Paradigm #4: Built-In User Experience Management

Let’s step back and view our application’s performance from our user’s point of view. Obviously, our users don’t directly experience server-side or infrastructure metrics. That’s why a view from this perspective is very valuable for Application Performance Management.

As a particular example, we also are interested how our CDNs are performing. Therefore, modern APM solutions must have a UEM approach that also provides visibility into CDN performance and other third party content such as social media widgets. The screenshot below shows a CDN node of widgetserver.com but obviously, this would work with Windows Azure CDN nodes or Amazon’s CloudFront just as well. Other examples can be found in the previous post.

The average response time of cdn.widgetserver.com is 277ms; none of the requests are failing
The average response time of cdn.widgetserver.com is 277ms; none of the requests are failing

Paradigm #5: Versatility

Finally, state-of-the-art APM solutions are able to automatically discover your application’s flow across all tiers, in any environment, virtualized or not. This is quite significant, since we will face many hybrid environments in near future. Organizations will migrate their applications to the cloud one-by-one, some applications will never be migrated into the cloud, and there are also scenarios where it makes sense to use various clouds within one enterprise or even within one application (read more about that here).

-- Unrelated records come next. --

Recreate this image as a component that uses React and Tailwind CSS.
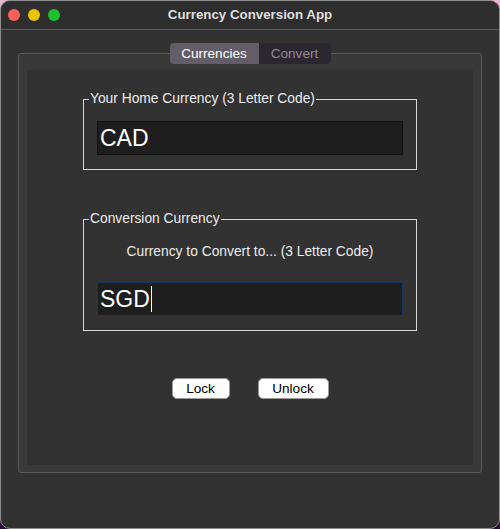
const FONT = { fontFamily: '"Liberation Sans", Arial, sans-serif' };

function TrafficLights() {
  return (
    <div className="absolute left-[7px] top-[8px] flex gap-[8px]">
      <span className="h-[12px] w-[12px] rounded-full bg-[#fe5f57]" />
      <span className="h-[12px] w-[12px] rounded-full bg-[#e9c300]" />
      <span className="h-[12px] w-[12px] rounded-full bg-[#1cc22e]" />
    </div>
  );
}

function Group({ legend, children, className = "" }) {
  return (
    <fieldset className={`border border-[#d6d6d6] px-[13px] pb-[14px] ${className}`}>
      <legend className="-ml-[8px] px-[1px] text-[13.8px] leading-[16px] text-[#ececec]">
        {legend}
      </legend>
      {children}
    </fieldset>
  );
}

export default function App() {
  return (
    <div className="h-[529px] w-[500px] bg-gradient-to-b from-[#e8b6cf] to-[#2b0c3c]" style={FONT}>
      <div className="flex h-full w-full flex-col overflow-hidden rounded-[10px] border border-[#8e8e8e] bg-[#323232]">
        {/* title bar */}
        <div className="relative flex h-[29px] shrink-0 items-center justify-center border-b border-[#5e5e5e] bg-[#2e2e2e]">
          <TrafficLights />
          <span className="text-[13.3px] font-bold text-[#dedede]">Currency Conversion App</span>
        </div>

        {/* tabs */}
        <div className="relative z-10 mt-[13px] flex h-[21px] justify-center text-[13.6px] leading-[21px]">
          <div className="w-[89px] rounded-l-[4px] bg-[#625d66] text-center text-white">Currencies</div>
          <div className="w-[72px] rounded-r-[4px] bg-[#2b2630] text-center text-[#8f8a94]">Convert</div>
        </div>

        {/* tab box */}
        <div className="mx-[17px] -mt-[11px] h-[420px] rounded-[3px] border border-[#5a5a5a] bg-[#393939] px-[8px] pb-[7px] pt-[16px]">
          <div className="flex h-full flex-col bg-[#323232] px-[56px] pt-[21px]">
            <Group legend="Your Home Currency (3 Letter Code)" className="pt-[14px]">
              <div className="flex h-[34px] items-center border border-[#111111] bg-[#1e1e1e] pl-[2px] text-[23px] text-white">
                CAD
              </div>
            </Group>

            <Group legend="Conversion Currency" className="mt-[41px] pt-[17px]">
              <div className="text-center text-[13.8px] leading-[16px] text-[#ececec]">
                Currency to Convert to... (3 Letter Code)
              </div>
              <div className="mt-[22px] flex h-[34px] items-center border border-[#17355d] bg-[#1e1e1e] pl-[2px] text-[23px] text-white">
                SGD
                <span className="ml-[1px] h-[26px] w-[1px] bg-white" />
              </div>
            </Group>

            <div className="mt-[47px] flex justify-center gap-[28px] text-[13.6px] text-black">
              <button className="h-[21px] w-[58px] rounded-[5px] border border-[#9a9a9a] bg-white">Lock</button>
              <button className="h-[21px] w-[71px] rounded-[5px] border border-[#9a9a9a] bg-white">Unlock</button>
            </div>
          </div>
        </div>
      </div>
    </div>
  );
}
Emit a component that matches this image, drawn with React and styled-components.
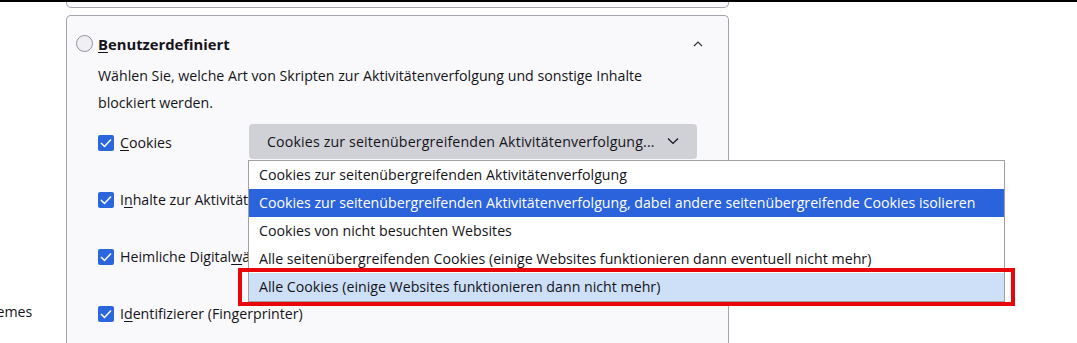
import React from 'react'
import styled, { createGlobalStyle } from 'styled-components'

const GlobalStyle = createGlobalStyle`
  html, body {
    margin: 0;
    padding: 0;
    background: #ffffff;
    overflow: hidden;
  }
  body {
    font-family: "Open Sans", "Noto Sans", sans-serif;
    color: #15141a;
    font-size: 14.2px;
  }
`

const Page = styled.div`
  width: 1077px;
  height: 343px;
  border-top: 2px solid #000;
  box-sizing: border-box;
  display: flex;
  overflow: hidden;
`

const Sidebar = styled.div`
  width: 66px;
  flex-shrink: 0;
  display: flex;
  flex-direction: column;
  justify-content: flex-end;
  padding-bottom: 21px;
  box-sizing: border-box;
`

const SideItem = styled.div`
  margin-left: -20px;
  white-space: nowrap;
  line-height: 20px;
`

const Main = styled.div`
  width: 663px;
  display: flex;
  flex-direction: column;
  gap: 7px;
`

const PrevCard = styled.div`
  height: 6px;
  border: 1px solid #a3a3ad;
  border-top: none;
  border-radius: 0 0 5px 5px;
  background: #f9f9fb;
`

const Card = styled.div`
  border: 1px solid #a3a3ad;
  border-bottom: none;
  border-radius: 5px 5px 0 0;
  background: #f9f9fb;
  padding: 16px 10px 0 9px;
  height: 400px;
`

const Header = styled.div`
  display: flex;
  align-items: center;
  height: 24px;
`

const Radio = styled.span`
  width: 15px;
  height: 15px;
  border-radius: 50%;
  border: 1px solid #8f8f9d;
  background: #f0f0f4;
  margin-right: 5px;
`

const Title = styled.div`
  flex: 1;
  font-weight: 700;
  font-size: 14.8px;
`

const Chevron = styled.svg`
  width: 12px;
  height: 12px;
  margin-right: 14px;
`

const Body = styled.div`
  padding-left: 22px;
`

const Description = styled.p`
  margin: 6px 0 0;
  line-height: 27px;
  width: 560px;
`

const Rows = styled.div`
  display: flex;
  flex-direction: column;
  gap: 22px;
  margin-top: 8px;
`

const Row = styled.div`
  display: flex;
  align-items: center;
  min-height: 35px;
`

const Check = styled.label`
  display: flex;
  align-items: center;
  gap: 6px;
  width: ${p => (p.$wide ? 'auto' : '151px')};
  flex-shrink: 0;
  white-space: nowrap;
  padding-top: 3px;
`

const Box = styled.span`
  width: 16px;
  height: 16px;
  border-radius: 2px;
  background: #2b66dc;
  display: flex;
  align-items: center;
  justify-content: center;
`

const SelectWrap = styled.div`
  position: relative;
`

const SelectButton = styled.div`
  width: 448px;
  height: 35px;
  box-sizing: border-box;
  border-radius: 4px;
  background: #d0d0d7;
  display: flex;
  align-items: center;
  padding-left: 18px;
  gap: 12px;
  white-space: nowrap;
  letter-spacing: 0.15px;
`

const Dropdown = styled.ul`
  position: absolute;
  top: 36px;
  left: -1px;
  width: 757px;
  margin: 0;
  padding: 0;
  list-style: none;
  background: #fff;
  border: 1px solid #a0a0a0;
  box-sizing: border-box;
  z-index: 2;
`

const Option = styled.li`
  position: relative;
  height: 28px;
  line-height: 28px;
  padding-left: 10px;
  white-space: nowrap;
  background: ${p => (p.$active ? '#2a63db' : p.$hover ? '#cde0f7' : 'transparent')};
  color: ${p => (p.$active ? '#fff' : '#15141a')};
`

const Marker = styled.span`
  position: absolute;
  top: -5px;
  bottom: -5px;
  left: -11px;
  right: -11px;
  border: 4px solid #e8060a;
  pointer-events: none;
`

const U = styled.span`
  text-decoration: underline;
  text-underline-offset: 2px;
`

const Tick = () => (
  <Box>
    <svg width="12" height="10" viewBox="0 0 12 10">
      <path d="M1 5 L4.5 8.5 L11 1.5" fill="none" stroke="#fff" strokeWidth="1.5" />
    </svg>
  </Box>
)

const options = [
  'Cookies zur seitenübergreifenden Aktivitätenverfolgung',
  'Cookies zur seitenübergreifenden Aktivitätenverfolgung, dabei andere seitenübergreifende Cookies isolieren',
  'Cookies von nicht besuchten Websites',
  'Alle seitenübergreifenden Cookies (einige Websites funktionieren dann eventuell nicht mehr)',
  'Alle Cookies (einige Websites funktionieren dann nicht mehr)',
]

export default function App() {
  return (
    <>
      <GlobalStyle />
      <Page>
        <Sidebar>
          <SideItem>Themes</SideItem>
        </Sidebar>
        <Main>
          <PrevCard />
          <Card>
            <Header>
              <Radio />
              <Title><U>B</U>enutzerdefiniert</Title>
              <Chevron viewBox="0 0 12 12">
                <path d="M2 8 L6 4 L10 8" fill="none" stroke="#333" strokeWidth="1.2" />
              </Chevron>
            </Header>
            <Body>
              <Description>
                Wählen Sie, welche Art von Skripten zur Aktivitätenverfolgung und sonstige Inhalte blockiert werden.
              </Description>
              <Rows>
                <Row>
                  <Check><Tick /><span><U>C</U>ookies</span></Check>
                  <SelectWrap>
                    <SelectButton>
                      Cookies zur seitenübergreifenden Aktivitätenverfolgung...
                      <svg width="12" height="8" viewBox="0 0 12 8">
                        <path d="M1 1.5 L6 6.5 L11 1.5" fill="none" stroke="#15141a" strokeWidth="1.2" />
                      </svg>
                    </SelectButton>
                    <Dropdown>
                      {options.map((o, i) => (
                        <Option key={o} $active={i === 1} $hover={i === 4}>
                          {o}
                          {i === 4 && <Marker />}
                        </Option>
                      ))}
                    </Dropdown>
                  </SelectWrap>
                </Row>
                <Row>
                  <Check $wide><Tick /><span>I<U>n</U>halte zur Aktivitätenverfolgung</span></Check>
                </Row>
                <Row>
                  <Check $wide><Tick /><span>Heimliche Digital<U>w</U>ährungsschürfer (Kryptominer)</span></Check>
                </Row>
                <Row>
                  <Check $wide><Tick /><span>I<U>d</U>entifizierer (Fingerprinter)</span></Check>
                </Row>
              </Rows>
            </Body>
          </Card>
        </Main>
      </Page>
    </>
  )
}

We can follow the application that is deployed across the Windows Azure and EC2 clouds through all tiers seamlessly, independent of the cloud vendor or technology
We can follow the application that is deployed across the Windows Azure and EC2 clouds through all tiers seamlessly, independent of the cloud vendor or technology

Summary

The cloud story wonderfully tells the importance of APM for our business-critical applications: it’s all about the application. Also, we don’t want to sporadically firefight isolated hotspots within our application. Instead, we want to view and optimize our application as a whole, including our end user’s perspective.